• _EXERCISE_: Write the lines out again, from the top of the material to the line containing "const tabs = ['Data', 'Design', 'Automation', 'Settings']", pictures excluded.

══ INFORMATION SUPPLIED ══

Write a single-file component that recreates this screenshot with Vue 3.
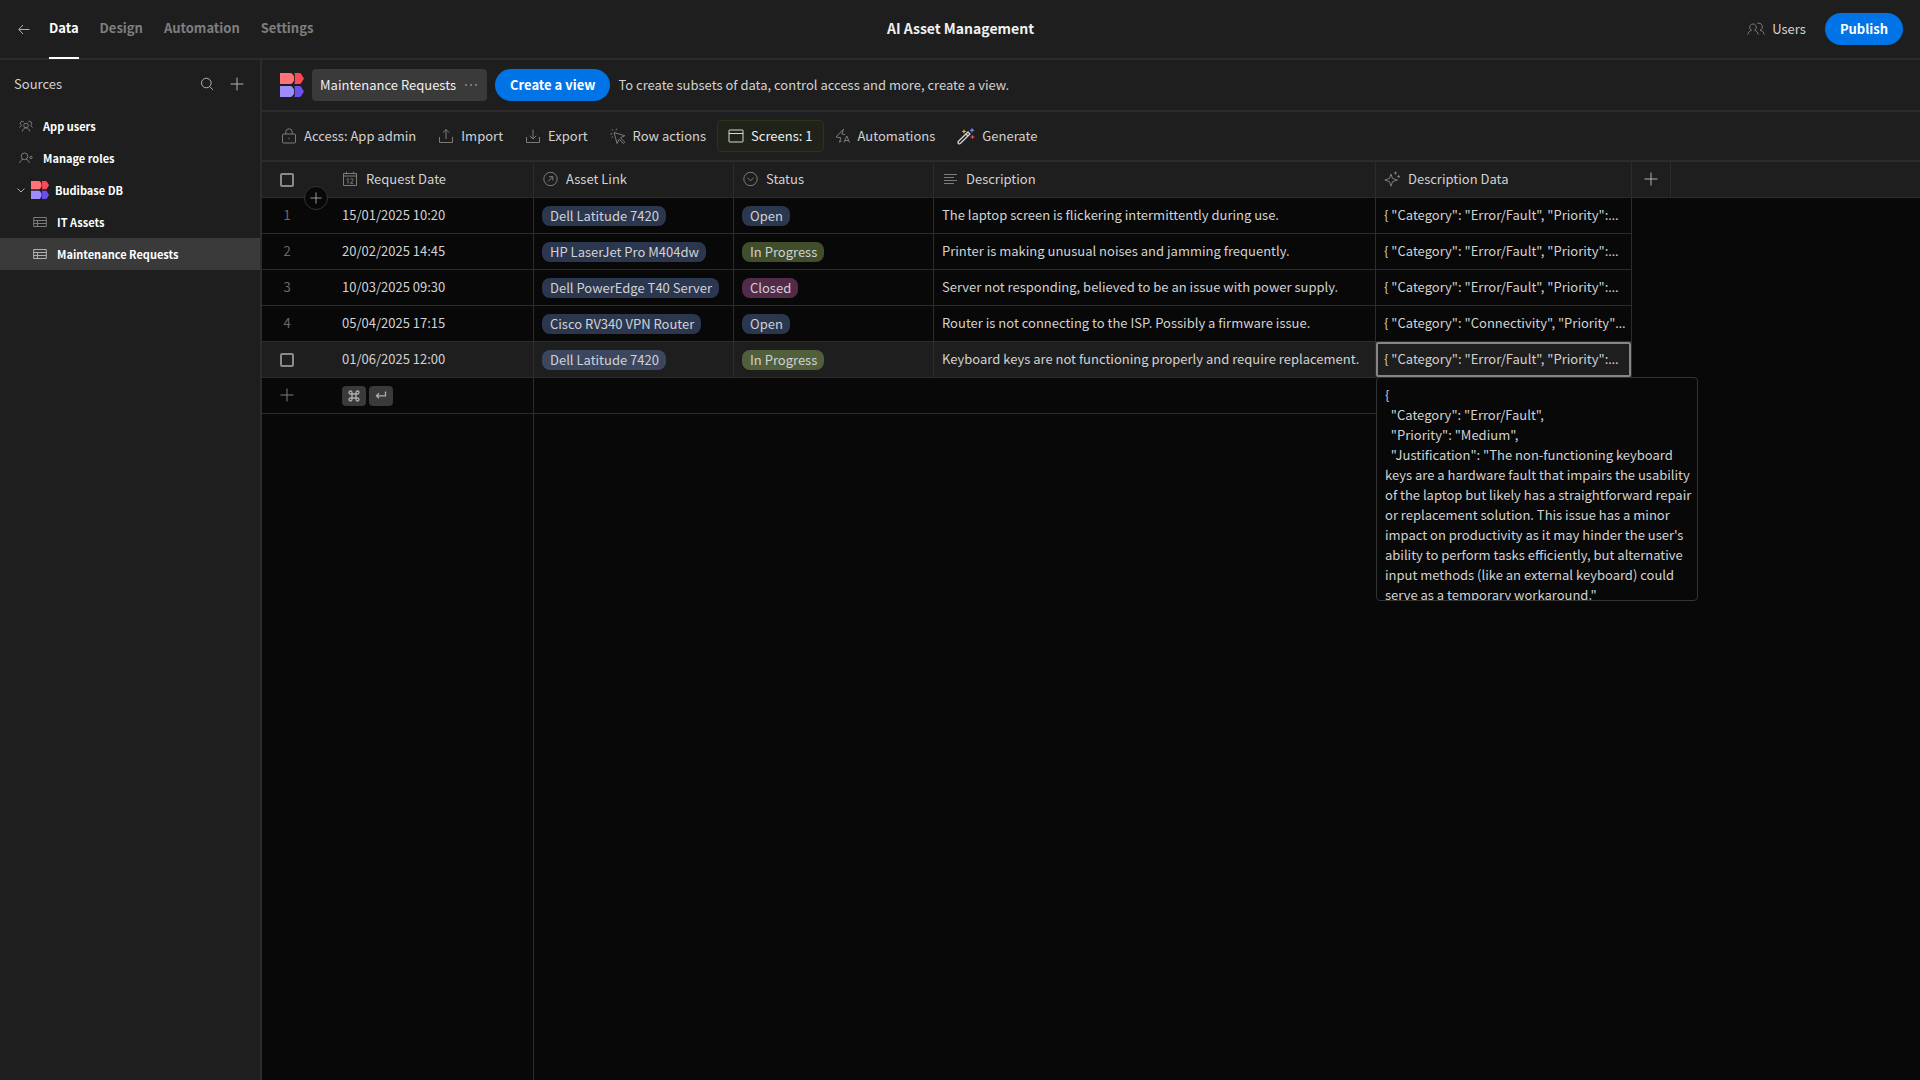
<script setup>
import { ref } from 'vue'

const tabs = ['Data', 'Design', 'Automation', 'Settings']

const rows = [
  { date: '15/01/2025 10:20', asset: 'Dell Latitude 7420', status: 'Open', tone: 'blue', text: 'The laptop screen is flickering intermittently during use.', data: '{ "Category": "Error/Fault", "Priority":' },
  { date: '20/02/2025 14:45', asset: 'HP LaserJet Pro M404dw', status: 'In Progress', tone: 'green', text: 'Printer is making unusual noises and jamming frequently.', data: '{ "Category": "Error/Fault", "Priority":' },
  { date: '10/03/2025 09:30', asset: 'Dell PowerEdge T40 Server', status: 'Closed', tone: 'purple', text: 'Server not responding, believed to be an issue with power supply.', data: '{ "Category": "Error/Fault", "Priority":' },
  { date: '05/04/2025 17:15', asset: 'Cisco RV340 VPN Router', status: 'Open', tone: 'blue', text: 'Router is not connecting to the ISP. Possibly a firmware issue.', data: '{ "Category": "Connectivity", "Priority"' },
  { date: '01/06/2025 12:00', asset: 'Dell Latitude 7420', status: 'In Progress', tone: 'green', text: 'Keyboard keys are not functioning properly and require replacement.', data: '{ "Category": "Error/Fault", "Priority":', active: true },
]

const detail = `{
  "Category": "Error/Fault",
  "Priority": "Medium",
  "Justification": "The non-functioning keyboard keys are a hardware fault that impairs the usability of the laptop but likely has a straightforward repair or replacement solution. This issue has a minor impact on productivity as it may hinder the user's ability to perform tasks efficiently, but alternative input methods (like an external keyboard) could serve as a temporary workaround."`

const allRows = ref(false)
const lastRow = ref(false)
</script>

<template>
  <div class="app">
    <svg class="defs" aria-hidden="true">
      <symbol id="logo" viewBox="0 0 24 24">
        <path fill="#ff7277" d="M0 0h10.600q1 0 1.600.8l1.800 2.400v4.600l-1.800 2.400q-.6.800-1.600.8H0z" />
        <path fill="#fd4855" d="M14.200 0h5.300q1 0 1.600.8L24 5.500l-2.900 4.700q-.6.800-1.600.8h-5.300l.6-1V1z" />
        <path fill="#9e8cfc" d="M0 13h10.600q1 0 1.600.8l1.800 2.400v4.600l-1.800 2.400q-.6.800-1.600.8H0z" />
        <path fill="#6b50ee" d="M14.200 13h5.300q1 0 1.600.8l2.900 4.700-2.900 4.700q-.6.800-1.600.8h-5.300l.6-1V14z" />
      </symbol>
      <symbol id="plus" viewBox="0 0 14 14"><path d="M7 .5v13M.5 7h13" /></symbol>
      <symbol id="table" viewBox="0 0 14 12"><path d="M.7 1.500h12.600v9H.7zM.7 4.500h12.600M.7 7.500h12.600M4.500 4.500v6" /></symbol>
    </svg>

    <header class="top">
      <div class="top-left">
        <button class="bare back" aria-label="Back">
          <svg class="line" width="12" height="12" viewBox="0 0 12 12"><path d="M11.500 6.500H1M5 2L.8 6.500 5 11" /></svg>
        </button>
        <nav class="tabs">
          <a v-for="(t, i) in tabs" :key="t" href="#" :class="{ on: i === 0 }">{{ t }}</a>
        </nav>
      </div>
      <h1>AI Asset Management</h1>
      <div class="top-right">
        <button class="bare users">
          <svg class="line dim" width="18" height="14" viewBox="0 0 18 14"><path d="M4.500 8.200a3.300 3.300 0 1 1 3 0M.8 12.500c.3-2.500 2-3.700 3.700-4.300M7.500 8.200c1.700.6 3.400 1.800 3.700 4.300M10.300 1.500a3.300 3.300 0 1 1 2.700 6.700c2.200.5 3.900 1.900 4.200 4.300" /></svg>
          Users
        </button>
        <button class="cta">Publish</button>
      </div>
    </header>

    <div class="body">
      <aside class="side">
        <div class="side-head">
          <h2>Sources</h2>
          <button class="bare" aria-label="Search">
            <svg class="line" width="14" height="14" viewBox="0 0 14 14"><circle cx="6.300" cy="6" r="4.800" /><path d="M9.800 9.500l3 3.300" /></svg>
          </button>
          <button class="bare" aria-label="Add source">
            <svg class="line" width="14" height="14"><use href="#plus" /></svg>
          </button>
        </div>
        <nav class="tree">
          <a href="#" class="root">
            <svg class="line dim" width="14" height="12" viewBox="0 0 14 12"><circle cx="7" cy="5.500" r="2.300" /><path d="M3.300 11.500c.4-2.300 2-3.600 3.700-3.600s3.300 1.300 3.700 3.600M4.800 2a2 2 0 1 0-2.200 3.200L.5 7.500M9.200 2a2 2 0 1 1 2.200 3.200l2.100 2.300" /></svg>
            App users
          </a>
          <a href="#" class="root">
            <svg class="line dim" width="14" height="12" viewBox="0 0 14 12"><circle cx="5.500" cy="4.300" r="3.300" /><path d="M.6 11c.4-2.300 2-3.200 3.400-3.600M7 7.400c1.500.4 3 1.300 3.400 3.600" /><circle cx="12" cy="5.500" r="1.200" /></svg>
            Manage roles
          </a>
          <a href="#" class="db">
            <svg class="line" width="8" height="8" viewBox="0 0 8 8"><path d="M.5 2.500L4 6l3.500-3.500" /></svg>
            <svg width="18" height="18"><use href="#logo" /></svg>
            Budibase DB
          </a>
          <a href="#" class="leaf"><svg class="line dim" width="14" height="12"><use href="#table" /></svg>IT Assets</a>
          <a href="#" class="leaf on"><svg class="line" width="14" height="12"><use href="#table" /></svg>Maintenance Requests</a>
        </nav>
      </aside>

      <main class="main">
        <div class="view-bar">
          <svg width="24" height="24"><use href="#logo" /></svg>
          <button class="view-tab">
            Maintenance Requests
            <svg width="14" height="4" viewBox="0 0 14 4" fill="#8e8e8e"><circle cx="2" cy="2" r="1" /><circle cx="7" cy="2" r="1" /><circle cx="12" cy="2" r="1" /></svg>
          </button>
          <button class="cta">Create a view</button>
          <p>To create subsets of data, control access and more, create a view.</p>
        </div>

        <div class="tool-bar">
          <button class="tool">
            <svg class="line dim" width="16" height="16" viewBox="0 0 16 16"><rect x="1.500" y="6" width="13" height="9" rx="1" /><path d="M4.800 6V4a3.200 3.200 0 0 1 6.400 0v2M8 9.700v1.600" /></svg>
            Access: App admin
          </button>
          <button class="tool">
            <svg class="line dim" width="16" height="16" viewBox="0 0 16 16"><path d="M1.500 9v5.500h13V9M8 11V1.500M4.800 4.700L8 1.500l3.200 3.200" /></svg>
            Import
          </button>
          <button class="tool">
            <svg class="line dim" width="16" height="16" viewBox="0 0 16 16"><path d="M1.500 9v5.500h13V9M8 1.500V11M4.800 7.800L8 11l3.200-3.200" /></svg>
            Export
          </button>
          <button class="tool">
            <svg class="line dim" width="16" height="16" viewBox="0 0 16 16"><path d="M4 4.500l10.800 3.200-4.300 2.200 4.300 4.200-1.500 1.400-4.200-4.300-2 4.300zM3 2.600L1.800 1.200M6 2.300L6.800.6M2.300 6H.3M3 8.500l-1.500 1" /></svg>
            Row actions
          </button>
          <button class="tool screens">
            <svg class="line" width="16" height="16" viewBox="0 0 16 16"><rect x="1" y="2" width="14" height="12" rx=".5" /><path d="M1 5.500h14" /></svg>
            Screens: 1
          </button>
          <button class="tool">
            <svg class="line dim" width="16" height="16" viewBox="0 0 16 16"><path d="M6.500 13l-2 1.300 1.300-4.500L1 9l7.500-7.800L6.800 6l3.200.5M9 14.500l2.800-6.500 2.800 6.500M10 12.500h3.700" /></svg>
            Automations
          </button>
          <button class="tool">
            <svg width="18" height="18" viewBox="0 0 18 18" fill="none"><path d="M1.500 16.500c-.9-.9-.5-1.700 0-2.200L11 5l2 2-9.500 9.300c-.6.600-1.400.8-2 .2zM9 7l2 2" stroke="#d2d2d2" stroke-width="1.300" /><path d="M7 2l.7 1.800 1.800.7-1.800.7L7 7l-.7-1.800-1.800-.7 1.800-.7z" fill="#d8b23c" /><path d="M15 .5l.8 2 2 .8-2 .8-.8 2-.8-2-2-.8 2-.8z" fill="#7c86f2" /><path d="M15.500 7.500l.7 1.800 1.800.7-1.800.7-.7 1.800-.7-1.800L13 10l1.800-.7z" fill="#e0523f" /></svg>
            Generate
          </button>
        </div>

        <div class="grid">
          <table>
            <colgroup>
              <col class="c-gutter" /><col class="c-mid" /><col class="c-mid" /><col class="c-mid" /><col class="c-text" /><col class="c-data" /><col class="c-add" /><col />
            </colgroup>
            <thead>
              <tr>
                <th class="gutter">
                  <div class="slot"><input v-model="allRows" type="checkbox" aria-label="Select all rows" /></div>
                  <button class="insert" aria-label="Add row"><svg class="line" width="12" height="12"><use href="#plus" /></svg></button>
                </th>
                <th>
                  <div class="head">
                    <svg class="line dim" width="16" height="16" viewBox="0 0 16 16"><path d="M1.500 2.500h13v12h-13zM1.500 5h13M4.500.8v2.400M11.500.8v2.400" /><path d="M4.800 8.300l1.200-.8v5M8.500 8.500c.3-1.300 2.700-1.200 2.500.3-.2 1.200-1.600 2-2.500 3.500h2.700" /></svg>
                    Request Date
                  </div>
                </th>
                <th>
                  <div class="head">
                    <svg class="line dim" width="16" height="16" viewBox="0 0 16 16"><circle cx="8.500" cy="8" r="6.700" /><path d="M6 10.500l4.600-4.600M7 5.700h3.800v3.800" /></svg>
                    Asset Link
                  </div>
                </th>
                <th>
                  <div class="head">
                    <svg class="line dim" width="16" height="16" viewBox="0 0 16 16"><circle cx="8.500" cy="8" r="6.700" /><path d="M5.500 6.800l3 3 3-3" /></svg>
                    Status
                  </div>
                </th>
                <th>
                  <div class="head">
                    <svg class="line dim" width="16" height="16" viewBox="0 0 16 16"><path d="M2 3.500h13M2 6.500h10M2 9.500h13M2 12.500h10" /></svg>
                    Description
                  </div>
                </th>
                <th>
                  <div class="head">
                    <svg class="line dim" width="16" height="16" viewBox="0 0 16 16"><path d="M7 3l1.500 4.500L13.500 9 8.500 10.700 7 15.300 5.500 10.700.8 9l4.700-1.500zM11.500.5v3M10 2h3M14.700 4v3M13.200 5.500h2.800" /></svg>
                    Description Data
                  </div>
                </th>
                <th><button class="bare add-col" aria-label="Add column"><svg class="line" width="14" height="14"><use href="#plus" /></svg></button></th>
                <th class="rest"></th>
              </tr>
            </thead>
            <tbody>
              <tr v-for="(r, i) in rows" :key="i" :class="{ active: r.active }">
                <td class="gutter">
                  <div class="slot">
                    <input v-if="r.active" v-model="lastRow" type="checkbox" aria-label="Select row 5" />
                    <template v-else>{{ i + 1 }}</template>
                  </div>
                </td>
                <td>{{ r.date }}</td>
                <td class="tags"><span class="pill blue">{{ r.asset }}</span></td>
                <td class="tags"><span class="pill" :class="r.tone">{{ r.status }}</span></td>
                <td>{{ r.text }}</td>
                <td class="data">
                  {{ r.data }}<span class="more">…</span>
                  <div v-if="r.active" class="popup">{{ detail }}</div>
                </td>
                <td class="none" colspan="2"></td>
              </tr>
              <tr>
                <td class="gutter">
                  <button class="bare slot" aria-label="New row"><svg class="line dim" width="14" height="14"><use href="#plus" /></svg></button>
                </td>
                <td class="tags">
                  <div class="keys">
                    <kbd><svg class="line" width="12" height="12" viewBox="0 0 12 12"><path stroke-width="1.300" d="M4 4H2.500A1.500 1.500 0 1 1 4 2.500v7A1.500 1.500 0 1 1 2.500 8h7A1.500 1.500 0 1 1 8 9.500v-7A1.500 1.500 0 1 1 9.500 4z" /></svg></kbd>
                    <kbd><svg class="line" width="12" height="12" viewBox="0 0 12 12"><path stroke-width="1.300" d="M10.500 1.500v4.300H1.500M4 3.300L1.500 5.800 4 8.300" /></svg></kbd>
                  </div>
                </td>
                <td class="blank" colspan="4"></td>
                <td class="none" colspan="2"></td>
              </tr>
            </tbody>
          </table>
          <div class="sticky-edge"></div>
        </div>
      </main>
    </div>
  </div>
</template>

<style>
body {
  background: #080808;
}
</style>

<style scoped>
.app {
  --panel: #1e1e1e;
  --line: #2c2c2c;
  display: flex;
  flex-direction: column;
  min-height: 100vh;
  color: #d2d2d2;
  background: #080808;
  font: 400 13px/20px "Noto Sans CJK SC", "Noto Sans", sans-serif;
}
.app *,
.app *::before {
  box-sizing: border-box;
}
.defs {
  position: absolute;
  width: 0;
  height: 0;
}
svg {
  flex: none;
}
.line {
  fill: none;
  stroke: #b0b0b0;
}
.dim {
  stroke: #7c7c7c;
}
button {
  font: inherit;
  color: inherit;
  border: 0;
  background: none;
  padding: 0;
  white-space: nowrap;
}
a {
  color: inherit;
  text-decoration: none;
}
h1,
h2,
p {
  margin: 0;
}
.bare {
  display: flex;
  align-items: center;
  justify-content: center;
}
.cta {
  height: 32px;
  padding: 0 15px;
  border-radius: 16px;
  background: #0073e6;
  color: #fff;
  font-weight: 700;
}

.top {
  display: flex;
  height: 60px;
  align-items: center;
  padding: 0 17px 0 18px;
  background: var(--panel);
  border-bottom: 2px solid var(--line);
}
.top-left,
.top-right {
  display: flex;
  flex: 1;
  align-items: center;
}
.top-right {
  justify-content: flex-end;
  gap: 19px;
}
.top-left {
  gap: 19px;
}
.tabs {
  display: flex;
  gap: 21px;
  font-weight: 700;
  color: #7e7e7e;
}
.tabs a {
  height: 60px;
  line-height: 58px;
  border-bottom: 2px solid transparent;
}
.tabs .on {
  color: #fff;
  border-bottom-color: #fff;
}
h1 {
  padding-bottom: 2px;
  font-size: 14px;
  font-weight: 700;
  color: #f0f0f0;
}
.users {
  gap: 7px;
}

.body {
  display: flex;
  flex: 1;
}
.side {
  flex: none;
  width: 262px;
  background: var(--panel);
  border-right: 2px solid var(--line);
}
.side-head {
  display: flex;
  align-items: center;
  gap: 16px;
  height: 50px;
  padding: 0 16px 2px 14px;
}
h2 {
  flex: 1;
  font-size: 13px;
  font-weight: 400;
}
.tree a {
  display: flex;
  align-items: center;
  height: 32px;
  font-size: 11px;
  font-weight: 700;
  color: #fff;
}
.tree .root {
  padding-left: 19px;
  gap: 10px;
}
.tree .db {
  padding-left: 17px;
  gap: 6px;
}
.tree .leaf {
  padding-left: 33px;
  gap: 10px;
}
.tree .on {
  background: #3a3a3a;
}

.main {
  display: flex;
  flex: 1;
  min-width: 0;
  flex-direction: column;
}
.view-bar,
.tool-bar {
  display: flex;
  align-items: center;
  background: var(--panel);
  border-bottom: 2px solid var(--line);
}
.view-bar {
  height: 52px;
  gap: 8px;
  padding-left: 18px;
}
.view-tab {
  display: flex;
  align-items: center;
  gap: 8px;
  height: 32px;
  padding: 0 9px 0 8px;
  border-radius: 4px;
  background: #3a3a3a;
  color: #f0f0f0;
}
.tool-bar {
  height: 50px;
  padding: 0 0 0 8px;
}
.tool {
  display: flex;
  align-items: center;
  gap: 7px;
  height: 32px;
  padding: 0 10px 1px;
  border: 1px solid transparent;
  border-radius: 4px;
}
.screens {
  color: #f0f0f0;
  background: #20231a;
  border-color: #2b3318;
}
.screens .line {
  stroke: #d8d8d8;
}

.grid {
  display: flex;
  flex: 1;
  flex-direction: column;
}
table {
  width: 100%;
  table-layout: fixed;
  border-collapse: separate;
  border-spacing: 0;
}
.c-gutter {
  width: 72px;
}
.c-mid {
  width: 200px;
}
.c-text {
  width: 442px;
}
.c-data {
  width: 256px;
}
.c-add {
  width: 39px;
}
th,
td {
  height: 36px;
  padding: 0 0 2px 8px;
  text-align: left;
  font-weight: 400;
  white-space: nowrap;
  border-right: 1px solid var(--line);
  border-bottom: 1px solid var(--line);
}
.tags {
  padding-bottom: 0;
}
th {
  background: var(--panel);
}
.head {
  display: flex;
  align-items: center;
  gap: 8px;
}
.gutter {
  position: relative;
  padding-left: 0;
  border-right: 0;
  color: #6a6a6a;
}
th.gutter,
.active .gutter {
  padding-bottom: 0;
}
.slot {
  display: flex;
  justify-content: center;
  width: 50px;
}
th.rest {
  border-right: 0;
}
.none {
  border: 0;
}
.blank {
  border-right: 0;
}
.add-col {
  width: 22px;
}
input {
  appearance: none;
  width: 14px;
  height: 14px;
  margin: 0;
  border: 2px solid #8a8a8a;
  border-radius: 2px;
}
.insert {
  position: absolute;
  right: 6px;
  bottom: -13px;
  display: flex;
  align-items: center;
  justify-content: center;
  width: 24px;
  height: 24px;
  border: 1px solid #333;
  border-radius: 12px;
  background: #080808;
}
.active td:not(.none) {
  background: var(--panel);
}
.pill {
  display: inline-block;
  padding: 0 7px 0 8px;
  border-radius: 8px;
  vertical-align: middle;
}
.blue {
  background: #2b364f;
}
.green {
  background: #404e2c;
}
.purple {
  background: #532b48;
}
.active .blue {
  background: #3c475f;
}
.active .green {
  background: #515f3d;
}
.data {
  position: relative;
}
.more {
  font-family: "Noto Sans", sans-serif;
}
.active .data::before {
  content: "";
  position: absolute;
  inset: 0;
  border: 2px solid #868686;
  border-radius: 2px;
}
.popup {
  position: absolute;
  z-index: 1;
  top: 35px;
  left: 0;
  width: 322px;
  height: 224px;
  padding: 7px 2px 0 8px;
  overflow: hidden;
  white-space: pre-wrap;
  background: #080808;
  border: 1px solid #333;
  border-radius: 4px;
}
.keys {
  display: flex;
  gap: 3px;
}
kbd {
  display: flex;
  align-items: center;
  justify-content: center;
  width: 24px;
  height: 20px;
  border-radius: 4px;
  background: #3a3a3a;
}
.sticky-edge {
  flex: 1;
  width: 272px;
  border-right: 1px solid var(--line);
}
</style>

═══

• _TASK SOLUTION_:
Write a single-file component that recreates this screenshot with Vue 3.
<script setup>
import { ref } from 'vue'

const tabs = ['Data', 'Design', 'Automation', 'Settings']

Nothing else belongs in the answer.